Generating YouTube user RSS feeds

On 4 March 2014, YouTube deprecated the v2.0 API for YouTube (source). One of the unfortunate side effects was that RSS feeds for user uploads were included in what was deprecated.

Previously, you could get an RSS feed with a link of the form: https://gdata.youtube.com/feeds/base/users/{user}/uploads For the longest time, even after the deprecation, those links still worked, but a couple weeks ago, more and more of the video feeds I was subscribed to started redirecting to YouTube Help account. As thrilling as that channel is, it’s not what I’m looking for.

Let’s fix it.

First step, we need a YouTube Data API (v3) key. Unfortunately it doesn’t look like they provide un-authenticated use of the API as before. That’s easy enough though, just go through the steps to register an application. Next, dig through the APIs. It doesn’t look like there is a way to directly get a user’s videos, but you can get a list of a users ‘uploads’ playlist, which functions much the same way.

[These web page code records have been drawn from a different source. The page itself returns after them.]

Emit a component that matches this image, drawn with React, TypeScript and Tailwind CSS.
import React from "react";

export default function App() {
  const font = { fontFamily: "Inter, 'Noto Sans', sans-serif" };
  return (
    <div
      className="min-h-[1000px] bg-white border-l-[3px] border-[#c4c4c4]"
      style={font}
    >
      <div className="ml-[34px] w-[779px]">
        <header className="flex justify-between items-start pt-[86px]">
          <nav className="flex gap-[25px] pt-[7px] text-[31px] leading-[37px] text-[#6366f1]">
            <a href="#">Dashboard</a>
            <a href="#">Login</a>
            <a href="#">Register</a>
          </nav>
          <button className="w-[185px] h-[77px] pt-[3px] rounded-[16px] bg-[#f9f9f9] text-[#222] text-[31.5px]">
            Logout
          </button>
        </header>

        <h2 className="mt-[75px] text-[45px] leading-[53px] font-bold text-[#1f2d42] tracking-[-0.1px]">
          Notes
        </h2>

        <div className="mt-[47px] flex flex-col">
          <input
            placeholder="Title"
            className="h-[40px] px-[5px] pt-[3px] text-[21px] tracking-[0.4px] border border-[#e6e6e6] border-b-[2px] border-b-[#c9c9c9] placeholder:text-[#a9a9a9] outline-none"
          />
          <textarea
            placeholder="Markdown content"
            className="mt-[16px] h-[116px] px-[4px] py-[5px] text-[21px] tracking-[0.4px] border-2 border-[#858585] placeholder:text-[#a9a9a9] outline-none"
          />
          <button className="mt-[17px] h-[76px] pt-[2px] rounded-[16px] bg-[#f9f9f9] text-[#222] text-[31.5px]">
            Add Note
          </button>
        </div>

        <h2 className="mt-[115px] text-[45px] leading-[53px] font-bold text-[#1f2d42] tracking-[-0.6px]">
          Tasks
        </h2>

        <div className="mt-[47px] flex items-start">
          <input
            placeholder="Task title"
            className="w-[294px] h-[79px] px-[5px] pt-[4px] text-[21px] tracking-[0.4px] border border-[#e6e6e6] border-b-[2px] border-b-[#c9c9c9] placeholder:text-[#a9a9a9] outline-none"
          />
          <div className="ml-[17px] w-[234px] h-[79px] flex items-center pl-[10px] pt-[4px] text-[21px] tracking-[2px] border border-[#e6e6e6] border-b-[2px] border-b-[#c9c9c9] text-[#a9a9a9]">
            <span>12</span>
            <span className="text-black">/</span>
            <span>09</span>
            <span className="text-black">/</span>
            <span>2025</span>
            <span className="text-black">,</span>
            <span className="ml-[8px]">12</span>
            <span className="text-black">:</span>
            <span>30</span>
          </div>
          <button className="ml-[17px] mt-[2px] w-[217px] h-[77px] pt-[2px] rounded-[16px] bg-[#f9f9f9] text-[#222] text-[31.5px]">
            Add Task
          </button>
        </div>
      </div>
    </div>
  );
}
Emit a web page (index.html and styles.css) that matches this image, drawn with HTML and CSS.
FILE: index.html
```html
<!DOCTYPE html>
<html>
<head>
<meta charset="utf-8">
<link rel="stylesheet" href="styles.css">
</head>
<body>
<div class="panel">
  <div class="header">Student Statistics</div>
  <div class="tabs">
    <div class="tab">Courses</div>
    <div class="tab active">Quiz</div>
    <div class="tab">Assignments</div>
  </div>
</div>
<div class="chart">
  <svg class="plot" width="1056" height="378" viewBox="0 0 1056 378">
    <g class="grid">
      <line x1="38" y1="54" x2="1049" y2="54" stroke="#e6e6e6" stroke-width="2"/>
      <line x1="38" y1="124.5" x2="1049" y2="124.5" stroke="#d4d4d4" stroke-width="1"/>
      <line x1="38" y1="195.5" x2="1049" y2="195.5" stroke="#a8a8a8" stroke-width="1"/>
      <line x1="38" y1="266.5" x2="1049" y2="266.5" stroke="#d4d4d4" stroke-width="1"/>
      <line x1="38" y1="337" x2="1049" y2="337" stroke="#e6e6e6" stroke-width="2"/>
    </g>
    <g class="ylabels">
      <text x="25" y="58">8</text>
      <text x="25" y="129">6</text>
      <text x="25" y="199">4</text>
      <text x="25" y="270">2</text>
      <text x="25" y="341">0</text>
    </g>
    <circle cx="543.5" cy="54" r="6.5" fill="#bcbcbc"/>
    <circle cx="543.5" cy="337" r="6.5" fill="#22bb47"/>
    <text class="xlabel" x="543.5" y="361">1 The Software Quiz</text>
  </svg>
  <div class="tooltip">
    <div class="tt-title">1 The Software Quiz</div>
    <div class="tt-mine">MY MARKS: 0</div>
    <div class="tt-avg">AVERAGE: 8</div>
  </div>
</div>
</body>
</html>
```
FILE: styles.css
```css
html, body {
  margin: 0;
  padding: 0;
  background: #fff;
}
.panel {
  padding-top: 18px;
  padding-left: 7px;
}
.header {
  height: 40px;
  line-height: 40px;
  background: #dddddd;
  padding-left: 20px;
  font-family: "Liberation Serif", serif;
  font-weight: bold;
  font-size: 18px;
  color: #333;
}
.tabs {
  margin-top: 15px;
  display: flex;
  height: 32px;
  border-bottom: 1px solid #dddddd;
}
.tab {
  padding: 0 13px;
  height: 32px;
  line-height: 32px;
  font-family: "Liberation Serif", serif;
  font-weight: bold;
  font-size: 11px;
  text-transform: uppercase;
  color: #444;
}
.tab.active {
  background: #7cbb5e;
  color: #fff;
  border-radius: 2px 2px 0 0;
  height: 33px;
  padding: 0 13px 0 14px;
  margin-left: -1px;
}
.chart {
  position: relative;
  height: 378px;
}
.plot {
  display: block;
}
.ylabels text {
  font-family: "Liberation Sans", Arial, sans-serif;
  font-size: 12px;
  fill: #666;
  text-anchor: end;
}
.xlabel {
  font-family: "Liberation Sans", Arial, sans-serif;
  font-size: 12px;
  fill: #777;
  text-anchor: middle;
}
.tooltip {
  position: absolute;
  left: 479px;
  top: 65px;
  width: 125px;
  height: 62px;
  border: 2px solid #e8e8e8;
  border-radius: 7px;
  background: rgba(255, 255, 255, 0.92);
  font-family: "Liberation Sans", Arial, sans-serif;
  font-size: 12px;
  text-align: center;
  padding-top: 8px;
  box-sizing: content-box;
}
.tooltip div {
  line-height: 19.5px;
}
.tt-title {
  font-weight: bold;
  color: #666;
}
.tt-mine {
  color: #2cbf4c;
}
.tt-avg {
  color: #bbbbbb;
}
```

Using Python’s requests library, we just have to hit the correct endpoint:

# Use the channel to get the 'uploads' playlist id
response = requests.get(
    'https://www.googleapis.com/youtube/v3/channels',
    params = {
        'part': 'contentDetails',
        'forUsername': user,
        'key': API_KEY,
    }
)

One example response:

{"etag": "\"tbWC5XrSXxe1WOAx6MK9z4hHSU8/6wRGj4eVz7tGNiDQjCMuhP6B4vQ\"",
 "items": [{"contentDetails": {"googlePlusUserId": "112244684143881021368",
                               "relatedPlaylists": {"likes": "LL6nSFpj9HTCZ5t-N3Rm3-HA",
                                                    "uploads": "UU6nSFpj9HTCZ5t-N3Rm3-HA"}},
            "etag": "\"tbWC5XrSXxe1WOAx6MK9z4hHSU8/yMieoczWtu9QiK_MEdJrC0hqmdU\"",
            "id": "UC6nSFpj9HTCZ5t-N3Rm3-HA",
            "kind": "youtube#channel"}],
 "kind": "youtube#channelListResponse",
 "pageInfo": {"resultsPerPage": 5, "totalResults": 1}}

That’s some progress. Specifically, you can get the playlist ID for the user uploads:

playlistId = response.json()['items'][0]['contentDetails']['relatedPlaylists']['uploads']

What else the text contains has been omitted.